= Aaron Margalita =

Aaron Margalita or Margalitha (c.1663-c.1725) was a Polish Jewish Rabbi who later converted to Christianity.

==Life==

Aaron Margalita was born at Zolkiev in 1663 or 1665. Becoming a rabbi, he travelled as a maggid in Poland and Germany, preaching in the local synagogues, and taught rabbinics for seven years at the University of Leiden. His friend Jacobus Trigland converted him to Calvinism, as Margalita explained in his Oblatio Aaronis seu Tractatus de Passionibus Christi (Frankfort-on-the-Oder, 1706).
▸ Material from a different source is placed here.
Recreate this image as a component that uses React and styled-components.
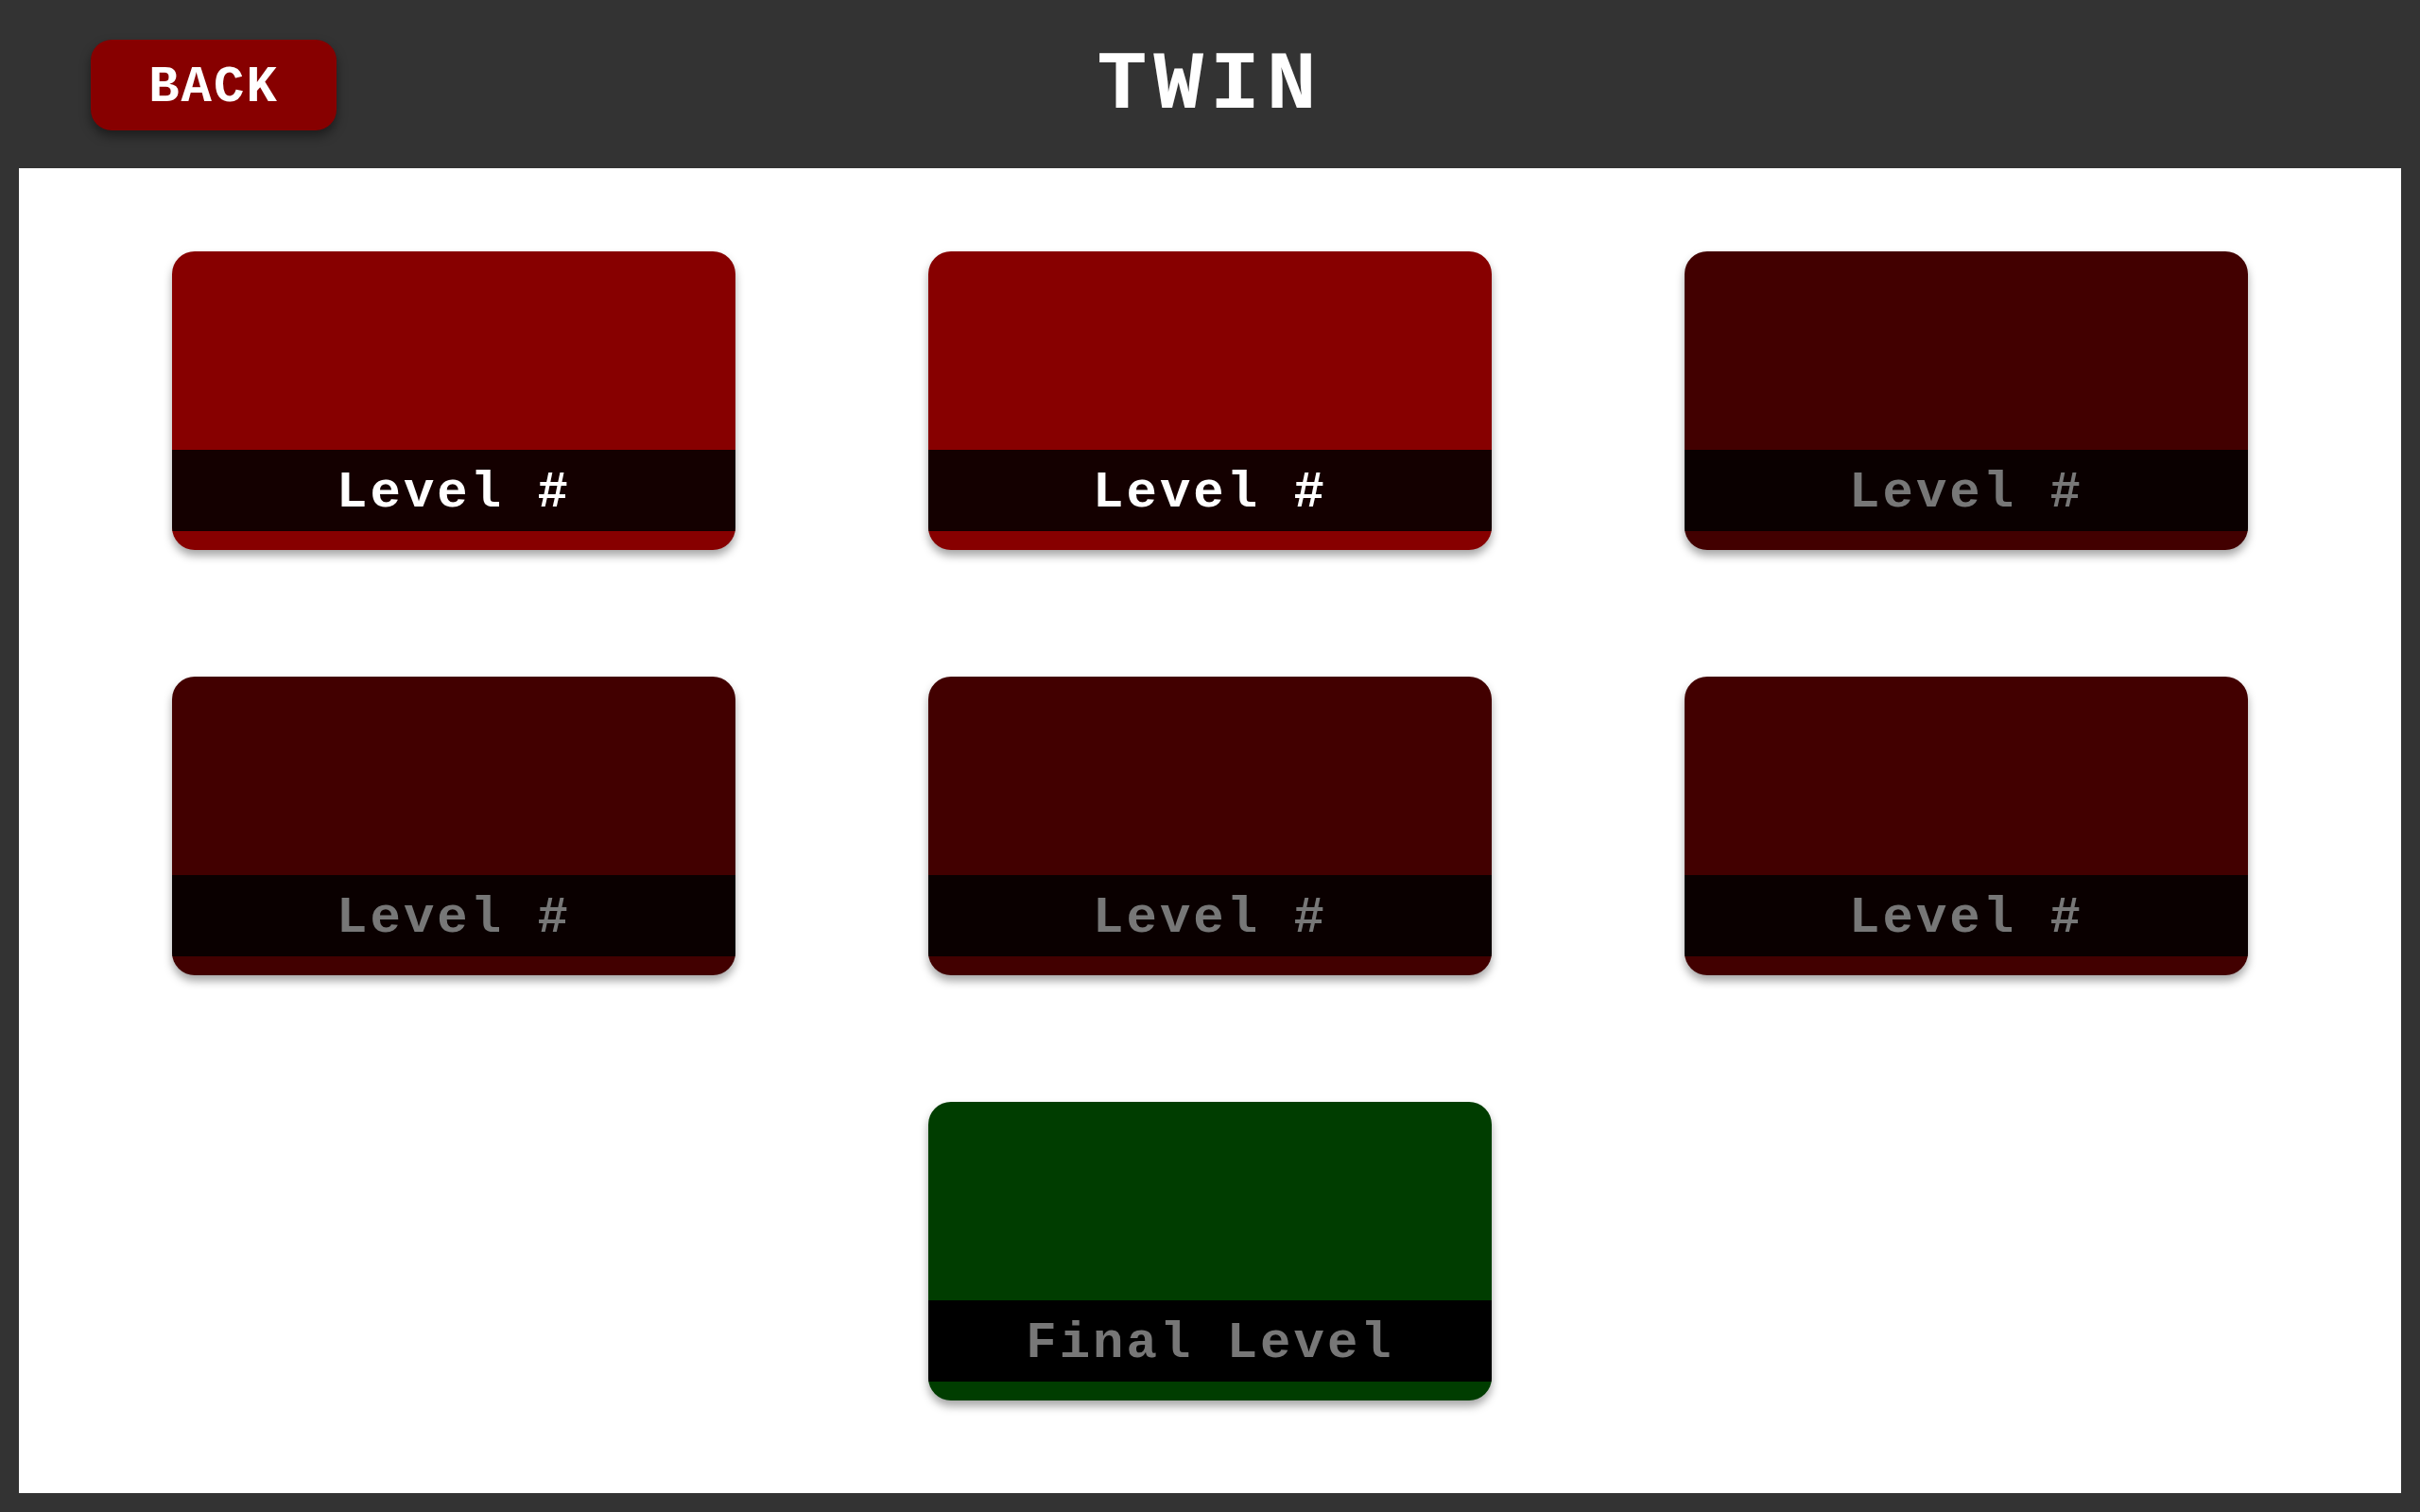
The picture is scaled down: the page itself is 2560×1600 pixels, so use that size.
import React from "react";
import styled, { createGlobalStyle } from "styled-components";

const GlobalStyle = createGlobalStyle`
  html, body {
    margin: 0;
    padding: 0;
    background: #333333;
  }
  body {
    font-family: "Liberation Mono", "DejaVu Sans Mono", monospace;
  }
`;

const Page = styled.div`
  width: 2560px;
  height: 1600px;
  display: flex;
  flex-direction: column;
  background: #333333;
`;

const Header = styled.header`
  height: 178px;
  display: grid;
  grid-template-columns: 1fr auto 1fr;
  align-items: center;
  padding: 0 96px;
  box-sizing: border-box;
`;

const BackButton = styled.button`
  justify-self: start;
  width: 260px;
  height: 96px;
  margin-top: 2px;
  border: none;
  border-radius: 22px;
  background: #870000;
  color: #ffffff;
  font-family: "Liberation Mono", monospace;
  font-weight: 700;
  font-size: 54px;
  letter-spacing: 2px;
  line-height: 1;
  padding: 6px 0 0;
  box-shadow: 0 6px 12px rgba(0, 0, 0, 0.45);
  cursor: pointer;
`;

const Title = styled.h1`
  margin: 0;
  color: #ffffff;
  font-family: "Liberation Mono", monospace;
  font-weight: 700;
  font-size: 88px;
  letter-spacing: 7px;
  line-height: 1;
  padding-top: 4px;
`;

const Board = styled.main`
  flex: 1;
  margin: 0 20px 20px;
  background: #ffffff;
  display: grid;
  grid-template-columns: repeat(3, 596px);
  grid-auto-rows: 316px;
  column-gap: 204px;
  row-gap: 134px;
  justify-content: center;
  align-content: start;
  padding-top: 88px;
`;

const Card = styled.div`
  grid-column: ${(p) => p.column || "auto"};
  display: flex;
  flex-direction: column;
  border-radius: 24px;
  overflow: hidden;
  background: ${(p) => p.bg};
  box-shadow: 0 6px 10px rgba(0, 0, 0, 0.35);
  cursor: pointer;
`;

const Spacer = styled.div`
  height: 210px;
`;

const Band = styled.div`
  height: 86px;
  display: flex;
  align-items: center;
  justify-content: center;
  background: ${(p) => p.band};
  color: ${(p) => p.ink};
  font-family: "Liberation Mono", monospace;
  font-weight: 700;
  font-size: 54px;
  letter-spacing: 3px;
  line-height: 1;
  padding-top: 6px;
  box-sizing: border-box;
  white-space: pre;
`;

const themes = {
  open: { bg: "#870000", band: "#140000", ink: "#ffffff" },
  locked: { bg: "#420000", band: "#0a0000", ink: "#777777" },
  final: { bg: "#003d00", band: "#000000", ink: "#777777" },
};

const levels = [
  { label: "Level #", kind: "open" },
  { label: "Level #", kind: "open" },
  { label: "Level #", kind: "locked" },
  { label: "Level #", kind: "locked" },
  { label: "Level #", kind: "locked" },
  { label: "Level #", kind: "locked" },
  { label: "Final Level", kind: "final", column: 2 },
];

function LevelCard({ label, kind, column }) {
  const t = themes[kind];
  return (
    <Card bg={t.bg} column={column}>
      <Spacer />
      <Band band={t.band} ink={t.ink}>
        {label}
      </Band>
    </Card>
  );
}

export default function App() {
  return (
    <>
      <GlobalStyle />
      <Page>
        <Header>
          <BackButton>BACK</BackButton>
          <Title>TWIN</Title>
          <div />
        </Header>
        <Board>
          {levels.map((l, i) => (
            <LevelCard key={i} {...l} />
          ))}
        </Board>
      </Page>
    </>
  );
}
Travelling to Berlin, he denounced the Haggadah as containing blasphemies against Christianity, causing Frederick I of Prussia to suspend temporarily the sales of a recently published edition of the Midrash Rabbah, until a theological investigation had officially pronounced it harmless. With Frederick's patronage, Margalita became Professor of rabbinic Hebrew at the University of Frankfurt. He is said to have become a Lutheran at Hamburg around 1712, but to have later been imprisoned in Copenhagen for wanting to return to Judaism. He "died in prison, hated by his own nation for his apostasy, and deserted by those whose doctrines he had embraced". He died around 1725.